The question is whether MPD's internal review, whenever it begins, will be thorough enough to determine if any red flags were missed. Mahl allegedly sent explicit material from his office and his cruiser. Those are department-controlled spaces. Did no one notice anything unusual? Were department devices involved? The charging documents, as described, do not answer those questions.

Across the broader landscape of law enforcement scrutiny, investigations into officials tied to misconduct continue to test whether institutions can hold their own accountable. The public watches these cases closely, and remembers which departments follow through and which quietly move on.

What comes next

Mahl's preliminary hearing on May 15 will be the next significant marker. The charges are serious. Maryland law treats sexual solicitation of a minor as a felony, and soliciting child pornography carries its own severe penalties.

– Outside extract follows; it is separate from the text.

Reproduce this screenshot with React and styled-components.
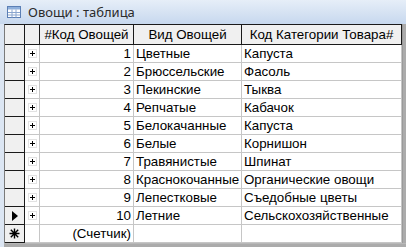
import React from "react";
import styled, { createGlobalStyle } from "styled-components";

const Global = createGlobalStyle`
  html, body { margin: 0; padding: 0; }
  body { width: 406px; height: 247px; overflow: hidden; background: #ababab; }
  #root { width: 406px; height: 247px; }
`;

const Window = styled.div`
  width: 406px;
  height: 247px;
  display: flex;
  flex-direction: column;
  background: #dce6f3;
  font-family: "Liberation Sans", Arial, sans-serif;
  overflow: hidden;
`;

const TitleBar = styled.div`
  height: 24px;
  flex: none;
  display: flex;
  align-items: center;
  gap: 7px;
  padding-left: 7px;
  background: linear-gradient(#e6eef8, #c7d8ee);
  color: #2b2b2b;
  font-family: "Noto Sans", "Open Sans", sans-serif;
  font-size: 13px;
`;

const Body = styled.div`
  flex: 1;
  display: flex;
  flex-direction: column;
  padding-left: 4px;
  min-height: 0;
`;

const GridWrap = styled.div`
  display: flex;
  background: #ababab;
`;

const Grid = styled.div`
  display: grid;
  grid-template-columns: 20px 15px 94px 108px 160px;
  grid-auto-rows: 18px;
  grid-template-rows: 20px;
  border-left: 1px solid #7a7a7a;
  border-top: 1px solid #1a1a1a;
  background: #fff;
  font-size: 13.33px;
  color: #000;
`;

const Filler = styled.div`
  flex: 1;
  border-left: 1px solid #9a9a9a;
  background: #ababab;
`;

const Bottom = styled.div`
  flex: 1;
  background: #ababab;
  border-top: 1px solid #b8b8b8;
`;

const Header = styled.div`
  box-sizing: border-box;
  background: #f0f0f0;
  border-right: 1px solid #1a1a1a;
  border-bottom: 1px solid #1a1a1a;
  display: flex;
  align-items: center;
  justify-content: center;
  white-space: nowrap;
  overflow: hidden;
  line-height: 1;
`;

const Selector = styled.div`
  box-sizing: border-box;
  background: #f0f0f0;
  border-right: 1px solid #1a1a1a;
  border-bottom: 1px solid #1a1a1a;
  display: flex;
  align-items: center;
  justify-content: center;
`;

const Expander = styled.div`
  box-sizing: border-box;
  border-right: 1px solid #c6c6c6;
  border-bottom: 1px solid #c6c6c6;
  display: flex;
  align-items: center;
  justify-content: center;
`;

const PlusBox = styled.div`
  width: 9px;
  height: 9px;
  box-sizing: border-box;
  border: 1px solid #e2e2e2;
  position: relative;
  &::before, &::after {
    content: "";
    position: absolute;
    background: #000;
  }
  &::before { left: 1px; top: 3px; width: 5px; height: 1px; }
  &::after { left: 3px; top: 1px; width: 1px; height: 5px; }
`;

const Cell = styled.div`
  box-sizing: border-box;
  border-right: 1px solid #c6c6c6;
  border-bottom: 1px solid #c6c6c6;
  display: flex;
  align-items: center;
  justify-content: ${(p) => (p.$right ? "flex-end" : "flex-start")};
  padding: ${(p) => (p.$right ? "0 2px 0 0" : "0 0 0 2px")};
  white-space: nowrap;
  overflow: hidden;
  line-height: 1;
`;

const Arrow = styled.div`
  width: 0;
  height: 0;
  border-top: 5px solid transparent;
  border-bottom: 5px solid transparent;
  border-left: 6px solid #000;
  margin-left: 1px;
`;

const TableIcon = () => (
  <svg width="14" height="12" viewBox="0 0 14 12">
    <rect x="0.5" y="0.5" width="13" height="11" fill="#fff" stroke="#5b7fb5" />
    <rect x="1" y="1" width="12" height="2.5" fill="#8fb0dc" />
    <path d="M1 6.5h12M1 9h12M5 3.5v8M9 3.5v8" stroke="#8aa6cf" strokeWidth="1" />
  </svg>
);

const Star = () => (
  <svg width="11" height="11" viewBox="0 0 11 11">
    <path d="M5.5 0.5v10M0.5 5.5h10M1.8 1.8l7.4 7.4M9.2 1.8l-7.4 7.4" stroke="#000" strokeWidth="1.4" />
  </svg>
);

const rows = [
  [1, "Цветные", "Капуста"],
  [2, "Брюссельские", "Фасоль"],
  [3, "Пекинские", "Тыква"],
  [4, "Репчатые", "Кабачок"],
  [5, "Белокачанные", "Капуста"],
  [6, "Белые", "Корнишон"],
  [7, "Травянистые", "Шпинат"],
  [8, "Краснокочанные", "Органические овощи"],
  [9, "Лепестковые", "Съедобные цветы"],
  [10, "Летние", "Сельскохозяйственные"],
];

export default function App() {
  return (
    <Window>
      <Global />
      <TitleBar>
        <TableIcon />
        <span>Овощи : таблица</span>
      </TitleBar>
      <Body>
        <GridWrap>
          <Grid>
            <Header />
            <Header />
            <Header>#Код Овощей</Header>
            <Header>Вид Овощей</Header>
            <Header>Код Категории Товара#</Header>
            {rows.map(([id, kind, cat]) => (
              <React.Fragment key={id}>
                <Selector>{id === 10 ? <Arrow /> : null}</Selector>
                <Expander>
                  <PlusBox />
                </Expander>
                <Cell $right>{id}</Cell>
                <Cell>{kind}</Cell>
                <Cell>{cat}</Cell>
              </React.Fragment>
            ))}
            <Selector>
              <Star />
            </Selector>
            <Expander />
            <Cell $right>(Счетчик)</Cell>
            <Cell />
            <Cell />
          </Grid>
          <Filler />
        </GridWrap>
        <Bottom />
      </Body>
    </Window>
  );
}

His career trajectory, from union trailblazer to defendant held without bond, is a story about individual conduct, not identity. The charges, if proven, describe a man who allegedly exploited the trust placed in him by the public and allegedly targeted a child.

There are still open questions. What court filed the charges? Were department devices or networks used in any of the alleged communications? Will MPD's internal review extend beyond Mahl's individual conduct to examine whether institutional safeguards failed? And will prosecutors follow through with the full weight these allegations demand?

Taxpayers who fund the Metropolitan Police Department deserve answers. So does every parent in the District who trusts that the people wearing the badge are not the people their children need protection from.

A badge is supposed to mean something. When the person wearing it allegedly drives across state lines to meet a child for sex, the institution that pinned it on has some explaining to do.